TRIBUTES have been paid to one of the region’s most eminent business men, building tycoon Sir Lawrence Barratt.
Known as Sir Lawrie and renowned for being the high profile face at the helm of Barratt Developments for more than 35 years, he died at his Corbridge home aged 85.
Best known for the advertising campaign featuring the Barratt helicopter, Sir Lawrie was one of the UK’s best-known business men in his heyday.
It is thought he had never fully recovered from a harrowing ordeal two years ago, when three masked burglars armed with crowbars burst into at his Byethorne home, tying up and gagging he and his wife Lady Sheila, and making off with jewellery worth more than £1m.
Born and brought up in the North-East, Sir Lawrie left school at 14 and trained as an accountant. In 1953, he decided to build his own house in Darras Hall, Ponteland, near Newcastle, after becoming frustrated with the unaffordable price of houses for first-time buyers.

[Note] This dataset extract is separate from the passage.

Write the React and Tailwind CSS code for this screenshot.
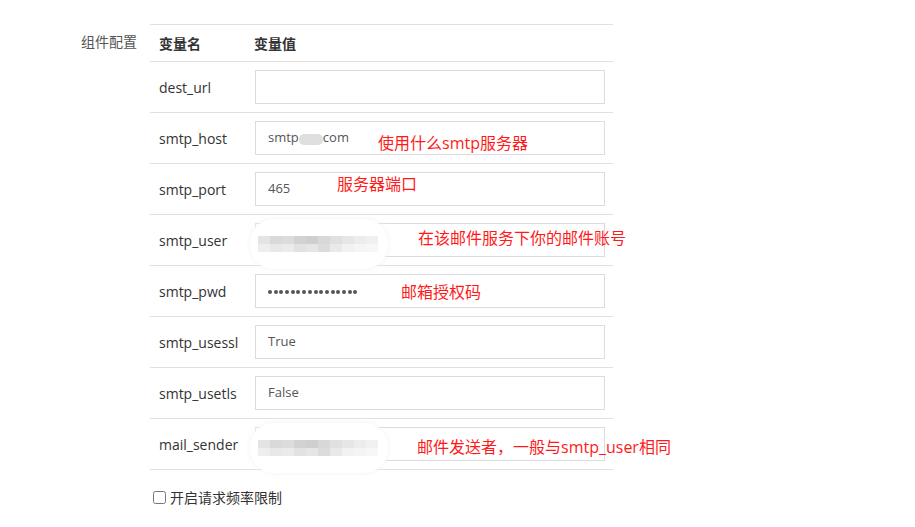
import { useState } from 'react'

const rows = [
  { key: 'dest_url', value: '' },
  { key: 'smtp_host', value: 'host' },
  { key: 'smtp_port', value: '465' },
  { key: 'smtp_user', value: 'blur' },
  { key: 'smtp_pwd', value: 'pwd' },
  { key: 'smtp_usessl', value: 'True' },
  { key: 'smtp_usetls', value: 'False' },
  { key: 'mail_sender', value: 'blur' },
]

const notes = [
  { text: '使用什么smtp服务器', cls: 'left-[228px] top-[107px]' },
  { text: '服务器端口', cls: 'left-[187px] top-[148px]' },
  { text: '在该邮件服务下你的邮件账号', cls: 'left-[268px] top-[202px]' },
  { text: '邮箱授权码', cls: 'left-[251px] top-[256px]' },
  { text: '邮件发送者，一般与smtp_user相同', cls: 'left-[267px] top-[411px]' },
]

const shades = ['#e4e4e4', '#d9d9d9', '#dcdcdc', '#d2d2d4', '#cfcfd1', '#d8d8d8', '#e0e0e0', '#e6e6e6', '#ececec', '#f0f0f0']
const shades2 = ['#eeeeee', '#e8e8e8', '#ebebeb', '#e2e2e2', '#e6e6e6', '#dcdcdc', '#e9e9e9', '#f2f2f2', '#f5f5f5', '#f7f7f7']

function Blur() {
  return (
    <div className="absolute -left-[6px] -top-[5px] w-[138px] h-[50px] rounded-[24px] bg-white shadow-[0_0_4px_1px_rgba(244,244,244,0.8)] flex flex-col justify-center pl-[8px]">
      <div className="flex">
        {shades.map((c, i) => (
          <div key={i} className="w-[12px] h-[8px]" style={{ background: c }} />
        ))}
      </div>
      <div className="flex">
        {shades2.map((c, i) => (
          <div key={i} className="w-[12px] h-[8px]" style={{ background: c }} />
        ))}
      </div>
    </div>
  )
}

function Field({ value }) {
  return (
    <div className="relative h-[34px] border border-[#dcdcdc] bg-white flex items-center px-[12px] text-[13px] text-[#555]">
      {value === 'host' && (
        <span className="flex items-center">
          smtp
          <span className="inline-block w-[24px] h-[11px] rounded-[5px] bg-[#dedede] mt-[2px]" />
          com
        </span>
      )}
      {value === 'blur' && <Blur />}
      {value === 'pwd' && (
        <span className="flex gap-[1.7px] pt-[1px]">
          {Array.from({ length: 16 }).map((_, i) => (
            <span key={i} className="w-[4px] h-[4px] rounded-full bg-[#555]" />
          ))}
        </span>
      )}
      {value !== 'host' && value !== 'blur' && value !== 'pwd' && <span>{value}</span>}
    </div>
  )
}

export default function App() {
  const [limit, setLimit] = useState(false)

  return (
    <div className="w-[915px] h-[527px] bg-white" style={{ fontFamily: '"Open Sans", "Noto Sans CJK SC", sans-serif' }}>
      <div className="flex pt-[24px]">
        <div className="w-[150px] pr-[13px] text-right text-[14px] text-[#555] pt-[7px]">组件配置</div>
        <div className="w-[463px]">
          <div className="relative">
            <table className="w-full border-collapse">
              <thead>
                <tr className="border-t border-[#e0e0e0] h-[37px]">
                  <th className="w-[96px] text-left pl-[9px] text-[14px] font-bold text-[#333]">变量名</th>
                  <th className="text-left pl-[8px] text-[14px] font-bold text-[#333]">变量值</th>
                </tr>
              </thead>
              <tbody>
                {rows.map((r) => (
                  <tr key={r.key} className="border-t border-b border-[#e0e0e0] h-[51px]">
                    <td className="pl-[9px] text-[14px] text-[#333]">{r.key}</td>
                    <td className="pl-[9px] pr-[8px]">
                      <Field value={r.value} />
                    </td>
                  </tr>
                ))}
              </tbody>
            </table>
            {notes.map((n) => (
              <div key={n.text} className={`absolute ${n.cls} text-[16px] text-[#ff1a1a] whitespace-nowrap`}>
                {n.text}
              </div>
            ))}
          </div>
          <label className="flex items-center gap-[4px] mt-[17px] text-[14px] text-[#333]">
            <input
              type="checkbox"
              checked={limit}
              onChange={(e) => setLimit(e.target.checked)}
              className="w-[13px] h-[13px] ml-[3px]"
            />
            开启请求频率限制
          </label>
        </div>
      </div>
    </div>
  )
}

Barratt Developments was founded in 1958 as Greensitt Bros, with Sir Lawrie, as both chairman and chief executive, assuming control in 1962 with business partner Lewis Greensitt, renaming the firm Barratt Developments in 1963, and taking the company forward with a five-year expansion plan.
The company, which is today worth in excess of £2bn, was floated on the Stock Exchange in 1968, with Lewis Greensitt leaving shortly after the flotation.
Under Sir Lawrie’s leadership, the 1970s saw Barratt making a series of acquisitions, transforming the company from a regional house builder to a national construction firm, building around 10,000 houses a year.
The firm also grew organically, aided by a national high-profile marketing campaign featuring Patrick Allan and the helicopter, and by innovative deals, including both starter homes for first time buyers and part exchanges.
In 1983, the firm sold a record 16,500 houses and become the nation’s largest housebuilder.
But the next two years were turbulent for the firm, with sales plummeting by half after two ITV World in Action programmes criticising timber frames and starter homes.
Sir Lawrie, knighted in the 1982 New Year Honours, led a total restructuring of the company, abandoning timber framed construction, launching a new product range, and concentrating on the more profitable trade-up market, before he retired in 1988.
In 1991, he was called out of retirement after the company was badly hit by a recession.
He retired for good in 1997, retaining significant shares, and was made life president of the firm.
Mark Clare, chief executive of Barratt Developments, said: “Sir Lawrie brought home ownership within reach of many people through innovative support for home buyers.
“I believe that it is no exaggeration to say that there are hundreds of thousands of people in the UK today, across every walk of life, that have bought or lived in homes enabled by Sir Lawrie.”